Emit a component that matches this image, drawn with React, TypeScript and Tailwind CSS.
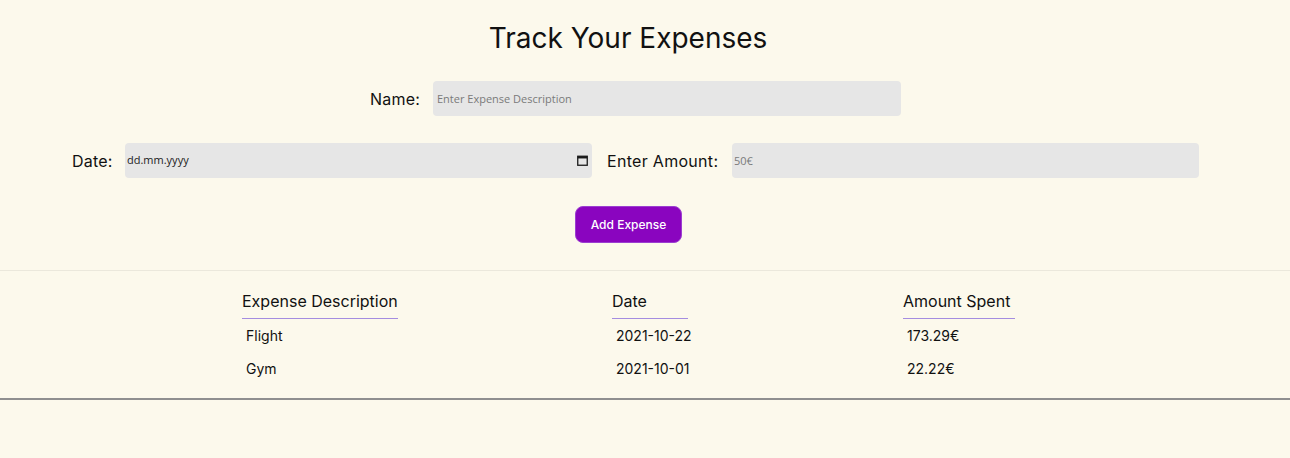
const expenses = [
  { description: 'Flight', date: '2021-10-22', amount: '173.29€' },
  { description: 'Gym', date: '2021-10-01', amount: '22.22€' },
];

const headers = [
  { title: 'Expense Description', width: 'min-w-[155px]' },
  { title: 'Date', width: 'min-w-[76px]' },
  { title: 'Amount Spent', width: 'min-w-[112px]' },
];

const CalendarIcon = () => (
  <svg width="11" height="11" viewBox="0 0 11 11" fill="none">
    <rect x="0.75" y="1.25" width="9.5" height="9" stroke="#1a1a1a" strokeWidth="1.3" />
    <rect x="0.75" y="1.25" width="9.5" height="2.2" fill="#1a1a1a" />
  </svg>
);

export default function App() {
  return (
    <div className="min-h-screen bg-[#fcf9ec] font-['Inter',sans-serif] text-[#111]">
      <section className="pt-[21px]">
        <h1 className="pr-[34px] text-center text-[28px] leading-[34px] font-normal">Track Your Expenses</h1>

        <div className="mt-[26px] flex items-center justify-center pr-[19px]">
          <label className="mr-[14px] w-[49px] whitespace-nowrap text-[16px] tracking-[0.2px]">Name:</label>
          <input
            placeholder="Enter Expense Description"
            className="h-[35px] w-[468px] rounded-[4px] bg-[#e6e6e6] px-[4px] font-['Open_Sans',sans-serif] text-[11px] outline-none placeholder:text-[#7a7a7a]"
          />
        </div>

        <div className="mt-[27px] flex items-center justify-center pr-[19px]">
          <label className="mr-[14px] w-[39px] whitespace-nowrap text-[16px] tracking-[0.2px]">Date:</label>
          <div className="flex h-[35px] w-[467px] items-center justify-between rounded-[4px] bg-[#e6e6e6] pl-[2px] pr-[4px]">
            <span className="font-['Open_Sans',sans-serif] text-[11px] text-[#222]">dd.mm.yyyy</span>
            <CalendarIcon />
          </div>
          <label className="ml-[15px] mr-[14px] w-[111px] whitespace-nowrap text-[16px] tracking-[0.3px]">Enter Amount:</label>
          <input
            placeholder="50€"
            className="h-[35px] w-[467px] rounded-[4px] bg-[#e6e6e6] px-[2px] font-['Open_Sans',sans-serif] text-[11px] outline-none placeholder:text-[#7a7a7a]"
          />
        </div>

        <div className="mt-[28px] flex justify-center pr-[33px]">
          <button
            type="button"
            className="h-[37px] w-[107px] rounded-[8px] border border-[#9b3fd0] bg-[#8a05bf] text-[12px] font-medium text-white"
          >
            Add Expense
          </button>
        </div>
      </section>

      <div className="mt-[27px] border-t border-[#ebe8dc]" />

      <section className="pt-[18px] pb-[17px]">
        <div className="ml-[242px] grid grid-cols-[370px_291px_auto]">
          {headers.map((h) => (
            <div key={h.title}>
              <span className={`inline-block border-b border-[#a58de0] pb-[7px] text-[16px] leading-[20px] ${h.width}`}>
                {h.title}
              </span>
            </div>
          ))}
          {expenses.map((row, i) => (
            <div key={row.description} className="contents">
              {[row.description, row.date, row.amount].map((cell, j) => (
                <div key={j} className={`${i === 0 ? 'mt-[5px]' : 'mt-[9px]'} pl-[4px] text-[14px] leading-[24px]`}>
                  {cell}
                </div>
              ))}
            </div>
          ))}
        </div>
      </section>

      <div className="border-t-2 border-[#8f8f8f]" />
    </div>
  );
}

---+---

Short exercise
Return to the listing above and set it down exactly, leaving out its pictures.

Complete response
Emit a component that matches this image, drawn with React, TypeScript and Tailwind CSS.
const expenses = [
  { description: 'Flight', date: '2021-10-22', amount: '173.29€' },
  { description: 'Gym', date: '2021-10-01', amount: '22.22€' },
];

const headers = [
  { title: 'Expense Description', width: 'min-w-[155px]' },
  { title: 'Date', width: 'min-w-[76px]' },
  { title: 'Amount Spent', width: 'min-w-[112px]' },
];

const CalendarIcon = () => (
  <svg width="11" height="11" viewBox="0 0 11 11" fill="none">
    <rect x="0.75" y="1.25" width="9.5" height="9" stroke="#1a1a1a" strokeWidth="1.3" />
    <rect x="0.75" y="1.25" width="9.5" height="2.2" fill="#1a1a1a" />
  </svg>
);

export default function App() {
  return (
    <div className="min-h-screen bg-[#fcf9ec] font-['Inter',sans-serif] text-[#111]">
      <section className="pt-[21px]">
        <h1 className="pr-[34px] text-center text-[28px] leading-[34px] font-normal">Track Your Expenses</h1>

        <div className="mt-[26px] flex items-center justify-center pr-[19px]">
          <label className="mr-[14px] w-[49px] whitespace-nowrap text-[16px] tracking-[0.2px]">Name:</label>
          <input
            placeholder="Enter Expense Description"
            className="h-[35px] w-[468px] rounded-[4px] bg-[#e6e6e6] px-[4px] font-['Open_Sans',sans-serif] text-[11px] outline-none placeholder:text-[#7a7a7a]"
          />
        </div>

        <div className="mt-[27px] flex items-center justify-center pr-[19px]">
          <label className="mr-[14px] w-[39px] whitespace-nowrap text-[16px] tracking-[0.2px]">Date:</label>
          <div className="flex h-[35px] w-[467px] items-center justify-between rounded-[4px] bg-[#e6e6e6] pl-[2px] pr-[4px]">
            <span className="font-['Open_Sans',sans-serif] text-[11px] text-[#222]">dd.mm.yyyy</span>
            <CalendarIcon />
          </div>
          <label className="ml-[15px] mr-[14px] w-[111px] whitespace-nowrap text-[16px] tracking-[0.3px]">Enter Amount:</label>
          <input
            placeholder="50€"
            className="h-[35px] w-[467px] rounded-[4px] bg-[#e6e6e6] px-[2px] font-['Open_Sans',sans-serif] text-[11px] outline-none placeholder:text-[#7a7a7a]"
          />
        </div>

        <div className="mt-[28px] flex justify-center pr-[33px]">
          <button
            type="button"
            className="h-[37px] w-[107px] rounded-[8px] border border-[#9b3fd0] bg-[#8a05bf] text-[12px] font-medium text-white"
          >
            Add Expense
          </button>
        </div>
      </section>

      <div className="mt-[27px] border-t border-[#ebe8dc]" />

      <section className="pt-[18px] pb-[17px]">
        <div className="ml-[242px] grid grid-cols-[370px_291px_auto]">
          {headers.map((h) => (
            <div key={h.title}>
              <span className={`inline-block border-b border-[#a58de0] pb-[7px] text-[16px] leading-[20px] ${h.width}`}>
                {h.title}
              </span>
            </div>
          ))}
          {expenses.map((row, i) => (
            <div key={row.description} className="contents">
              {[row.description, row.date, row.amount].map((cell, j) => (
                <div key={j} className={`${i === 0 ? 'mt-[5px]' : 'mt-[9px]'} pl-[4px] text-[14px] leading-[24px]`}>
                  {cell}
                </div>
              ))}
            </div>
          ))}
        </div>
      </section>

      <div className="border-t-2 border-[#8f8f8f]" />
    </div>
  );
}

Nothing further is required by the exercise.